日常の昼休み
「今度のパーティー、何着てけばいいんでしょうか」
魔王城の昼休み。メイドや執事、警備担当が雑多に集う食堂で雪子が尋ねる。
雪子の直属の上司であるメイド長はステーキにスパイスをふりかけながら答えた。
「普段通り制服でいいんじゃないかしら」
壁に設置されたテレビは昼ドラからCMタイムへうつっていた。
美味しい楽しい爆発スパイス、おなかの中から大爆発、あなたのひとくち、やみつきパウダー。
CMにうつる商品は今まさにメイド長が手にしているものと同じ。
新商品には目がない彼女ははたから見ると爆発を起こしているとは思えない様子でステーキを口に運んでいく。
「それが、魔王様が昨日、せっかくだから雪子も踊ろうっておっしゃいまして。メイド服でダンスタイム参入しちゃっていいんでしょうか」
メイド長はブッと吹き出しかけて……なんとかナプキンで抑えた。
20代のようで40代でもありそうな、年齢不詳の美人。
「美しくなければ女じゃないのよ」と常日頃言っている彼女にしてはめずらしいリアクションである。
「あの方そんなこと言ってたの。いくら自分の誕生日祝いだからと言って冗談がすぎるような気がするわね」
あなたの上司として確認しておくわね、とメイド長は言い、雪子はうなずく。
CMが終わる。メイド長と雪子のお気に入りの昼ドラは佳境に入っていた。
私も誰かに奪い合いをされてみたい。
まあ、ドラマみたいにドラゴンと二つ目に奪い合われるのはちょっと勘弁願いたいが、たとえばこの前書類を届けに来た軍の人とか、町でみかけた銀髪の細マッチョさんとか……。
白身魚の定食を咀嚼しながら、雪子はため息をついた。
魔王城のメイドというのは、そこそこ…というか、けっこう良い地位にあるらしい。
雪子の知っている範囲だと国家公務員みたいな感じだと、書記官のシェムさんが教えてくれた。
それもあって、町で素敵な人に出会っても、「仕事なにしてるんですか」に「魔王城で働いてます」と答えた瞬間、「すごいですね」で話が終わってしまう。

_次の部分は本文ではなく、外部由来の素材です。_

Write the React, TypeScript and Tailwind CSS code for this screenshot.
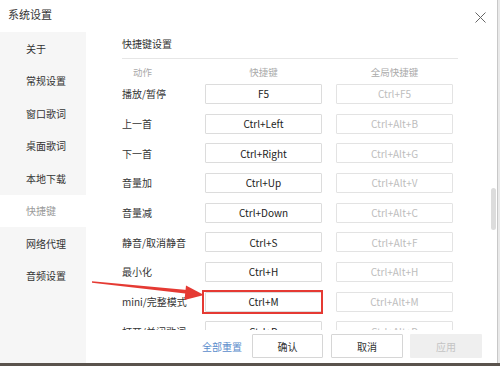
import React from 'react';

const menu = ['关于', '常规设置', '窗口歌词', '桌面歌词', '本地下载', '快捷键', '网络代理', '音频设置'];

const rows: [string, string, string][] = [
  ['播放/暂停', 'F5', 'Ctrl+F5'],
  ['上一首', 'Ctrl+Left', 'Ctrl+Alt+B'],
  ['下一首', 'Ctrl+Right', 'Ctrl+Alt+G'],
  ['音量加', 'Ctrl+Up', 'Ctrl+Alt+V'],
  ['音量减', 'Ctrl+Down', 'Ctrl+Alt+C'],
  ['静音/取消静音', 'Ctrl+S', 'Ctrl+Alt+F'],
  ['最小化', 'Ctrl+H', 'Ctrl+Alt+H'],
  ['mini/完整模式', 'Ctrl+M', 'Ctrl+Alt+M'],
  ['打开/关闭歌词', 'Ctrl+D', 'Ctrl+Alt+D'],
];

const font = { fontFamily: '"Noto Sans CJK SC", "Noto Sans", sans-serif' };

export default function App() {
  return (
    <div className="relative w-[500px] h-[366px] overflow-hidden bg-[#e9e9e9]" style={font}>
      <div className="flex flex-col w-[498px] h-[363px] bg-white border-r border-[#c8c8c8]">
        {/* title bar */}
        <div className="h-[32px] flex items-start justify-between pt-[6px] pl-[8px] pr-[11px]">
          <span className="text-[11px] leading-[16px] text-[#333]">系统设置</span>
          <svg width="11" height="11" viewBox="0 0 11 11" className="mt-[6px]">
            <path d="M0.5 0.5 L10.5 10.5 M10.5 0.5 L0.5 10.5" stroke="#666" strokeWidth="1" />
          </svg>
        </div>

        <div className="flex flex-1">
          {/* sidebar */}
          <div className="w-[86px] bg-[#f6f6f6] flex flex-col">
            {menu.map((m) => (
              <div
                key={m}
                className={
                  m === '快捷键'
                    ? 'h-[32.5px] flex items-center pl-[26px] text-[10px] text-[#9a9a9a] bg-white'
                    : 'h-[32.5px] flex items-center pl-[26px] text-[10px] text-[#333]'
                }
              >
                {m}
              </div>
            ))}
          </div>

          {/* content */}
          <div className="flex-1 flex flex-col">
            <div className="ml-[36px] w-[336px] h-[27px] pt-[4px] border-b border-[#e6e6e6] text-[10px] text-[#333]">
              快捷键设置
            </div>
            <div className="h-[271px] overflow-hidden ml-[36px]">
              <div className="flex h-[20px] items-end text-[9.5px] text-[#aaa]">
                <div className="w-[83px] pl-[11px]">动作</div>
                <div className="w-[117px] text-center">快捷键</div>
                <div className="w-[14px]" />
                <div className="w-[117px] text-center">全局快捷键</div>
              </div>
              {rows.map(([label, key, global]) => (
                <div key={label} className="flex h-[29.7px] items-center">
                  <div className="w-[83px] text-[10px] text-[#333] whitespace-nowrap">{label}</div>
                  <div className="w-[117px] h-[20px] border border-[#dcdcdc] rounded-[1px] flex items-center justify-center text-[10px] text-[#222]">
                    {key}
                  </div>
                  <div className="w-[14px]" />
                  <div className="w-[117px] h-[20px] border border-[#e3e3e3] rounded-[1px] flex items-center justify-center text-[10px] text-[#bdbdbd]">
                    {global}
                  </div>
                </div>
              ))}
            </div>

            {/* footer */}
            <div className="flex items-center h-[32px]">
              <span className="ml-[116px] w-[50px] text-[10px] text-[#5b8dcc]">全部重置</span>
              <button className="w-[71px] h-[24px] border border-[#d6d6d6] bg-white text-[10px] text-[#333] rounded-[1px]">确认</button>
              <button className="ml-[8px] w-[72px] h-[24px] border border-[#d6d6d6] bg-white text-[10px] text-[#333] rounded-[1px]">取消</button>
              <button className="ml-[7px] w-[72px] h-[24px] bg-[#efefef] text-[10px] text-[#c4c4c4] rounded-[1px]">应用</button>
            </div>
          </div>
        </div>
      </div>
      <div className="h-[3px] bg-[#5a534d]" />

      {/* scrollbar */}
      <div className="absolute left-[491px] top-[188px] w-[5px] h-[42px] rounded-full bg-[#dcdcdc]" />

      {/* annotation: red box + arrow */}
      <div className="absolute left-[202px] top-[290px] w-[121px] h-[24px] border-2 border-[#e53a33]" />
      <svg className="absolute left-0 top-0 pointer-events-none" width="500" height="366">
        <polygon points="92,281.2 190,290.2 189.5,294 92,282.8" fill="#e53a33" />
        <polygon points="186,285.5 204,295 184.5,300" fill="#e53a33" />
      </svg>
    </div>
  );
}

男は女より強くありたい者なのよ、とはメイド長の言である。
とはいっても、雪子に特にスキルはなく、そんな雪子がなんで魔王城のメイドとしてやっていけているのかはよくわかっていない。
ただ、魔界に連れてこられて、あれよあれよという間に魔王城での居候生活が始まり、家のお手伝いをしていたはずが、気づいたら魔王城のメイドして就職していた。それだけである。
メイド長は文字通りの美魔女で掃除ついでにお城の結界を張り直したり、ネズミ駆除と言う名の侵入者退治なんかをしていて、他のメイドも何かしら特技を持っている。たとえば、夜番のメイドは夜中に体調を崩す人の治療をしているし、昼番のメイドは超高速皿洗い技術があったり、金属磨きのプロだったりする。

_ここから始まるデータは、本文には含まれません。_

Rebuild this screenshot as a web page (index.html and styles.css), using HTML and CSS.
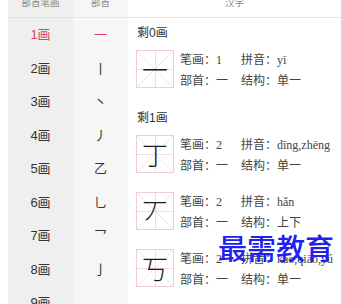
FILE: index.html
```html
<!DOCTYPE html>
<html lang="zh-CN">
<head>
  <meta charset="UTF-8">
  <title>部首查字</title>
  <link rel="stylesheet" href="styles.css">
</head>
<body>

<div class="page">
  <div class="col col-stroke">
    <div class="head"><span>部首笔画</span></div>
    <ul class="list">
      <li class="active">1画</li>
      <li>2画</li>
      <li>3画</li>
      <li>4画</li>
      <li>5画</li>
      <li>6画</li>
      <li>7画</li>
      <li>8画</li>
      <li>9画</li>
    </ul>
  </div>

  <div class="col col-radical">
    <div class="head"><span>部首</span></div>
    <ul class="list">
      <li class="active">一</li>
      <li>丨</li>
      <li>丶</li>
      <li>丿</li>
      <li>乙</li>
      <li>乚</li>
      <li>乛</li>
      <li>亅</li>
      <li></li>
    </ul>
  </div>

  <div class="col col-chars">
    <div class="head"><span>汉字</span></div>

    <div class="section">
      <div class="section-title">剩0画</div>
      <div class="card">
        <div class="grid-box"><span class="glyph">一</span></div>
        <div class="info">
          <div class="info-row"><span class="info-cell">笔画：1</span><span class="info-cell">拼音：yī</span></div>
          <div class="info-row"><span class="info-cell">部首：一</span><span class="info-cell">结构：单一</span></div>
        </div>
      </div>
    </div>

    <div class="section">
      <div class="section-title">剩1画</div>
      <div class="card">
        <div class="grid-box"><span class="glyph">丁</span></div>
        <div class="info">
          <div class="info-row"><span class="info-cell">笔画：2</span><span class="info-cell">拼音：dīng,zhēng</span></div>
          <div class="info-row"><span class="info-cell">部首：一</span><span class="info-cell">结构：单一</span></div>
        </div>
      </div>
      <div class="card">
        <div class="grid-box"><span class="glyph">丆</span></div>
        <div class="info">
          <div class="info-row"><span class="info-cell">笔画：2</span><span class="info-cell">拼音：hǎn</span></div>
          <div class="info-row"><span class="info-cell">部首：一</span><span class="info-cell">结构：上下</span></div>
        </div>
      </div>
      <div class="card">
        <div class="grid-box"><span class="glyph">丂</span></div>
        <div class="info">
          <div class="info-row"><span class="info-cell">笔画：2</span><span class="info-cell">拼音：kǎo,qiāo,yú</span></div>
          <div class="info-row"><span class="info-cell">部首：一</span><span class="info-cell">结构：单一</span></div>
        </div>
      </div>
      <div class="card">
        <div class="grid-box"><span class="glyph">七</span></div>
        <div class="info">
          <div class="info-row"><span class="info-cell">笔画：2</span><span class="info-cell">拼音：qī</span></div>
        </div>
      </div>
    </div>
  </div>

  <div class="watermark">最需教育</div>
</div>

</body>
</html>
```

FILE: styles.css
```css
/* Radical lookup page */
* {
  box-sizing: border-box;
}
body {
  margin: 0;
  background-color: #ffffff;
  font-family: "Liberation Sans", "Noto Sans CJK SC", sans-serif;
  color: #333333;
}
.page {
  position: relative;
  display: flex;
  height: 304px;
  overflow: hidden;
  padding-left: 8px;
}
.col {
  height: 100%;
}
.col-stroke {
  width: 65px;
  background-color: #efefef;
}
.col-radical {
  width: 55px;
  background-color: #f6f6f6;
}
.col-chars {
  flex: 1;
  background-color: #ffffff;
}
.head {
  height: 18px;
  border-bottom: 1px solid #e4e4e4;
  text-align: center;
  overflow: hidden;
  font-size: 9.5px;
  color: #8a8a8a;
}
.head span {
  display: block;
  line-height: 10px;
  margin-top: -2px;
}
.list {
  list-style: none;
  margin: 0;
  padding: 0;
}
.list li {
  height: 33.5px;
  line-height: 33.5px;
  text-align: center;
  font-size: 13px;
  color: #333333;
}
.list li.active {
  color: #e0405e;
}

/* character list */
.section {
  padding: 5px 0 0 8px;
  margin-bottom: -5px;
}
.section + .section {
  margin-top: 20px;
}
.section-title {
  line-height: 20px;
  font-size: 12px;
  margin-left: 1px;
  margin-bottom: 7px;
  color: #333333;
}
.card {
  display: flex;
  height: 38px;
  margin-bottom: 19px;
}
.grid-box {
  flex-shrink: 0;
  width: 38px;
  height: 38px;
  border: 1px solid #efcdd2;
  background:
    linear-gradient(#f3dde0, #f3dde0) center / 100% 1px no-repeat,
    linear-gradient(#f3dde0, #f3dde0) center / 1px 100% no-repeat,
    linear-gradient(45deg, transparent 49.3%, #f5e2e5 49.3%, #f5e2e5 50.7%, transparent 50.7%),
    linear-gradient(-45deg, transparent 49.3%, #f5e2e5 49.3%, #f5e2e5 50.7%, transparent 50.7%);
  display: flex;
  justify-content: center;
  align-items: center;
}
.glyph {
  font-family: "Noto Sans CJK SC", sans-serif;
  font-weight: 300;
  font-size: 26px;
  line-height: 1;
  color: #1a1a1a;
}
.info {
  flex-shrink: 0;
  margin-left: 6px;
  font-family: "Liberation Serif", "Noto Sans CJK SC", serif;
  font-size: 12px;
  color: #444444;
}
.info-row {
  display: flex;
  line-height: 21px;
  white-space: nowrap;
}
.info-cell:first-child {
  flex-shrink: 0;
  width: 61px;
}
.watermark {
  position: absolute;
  left: 218px;
  top: 231px;
  font-family: "Noto Sans CJK SC", sans-serif;
  font-weight: 500;
  font-size: 29px;
  line-height: 32px;
  color: #2020f0;
}
```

それに比べると雪子は、ミスをすることはあっても特技はない。
平凡な女子なのに、平凡な中にいられない。でも、平凡じゃない中に紛れることもできない。
――なんだか私って、中途半端だ。
昼ドラのエンドロールが流れ始める。昼休みの終わりが近づいていることを知り、雪子はあわてて昼食をかきこんだ。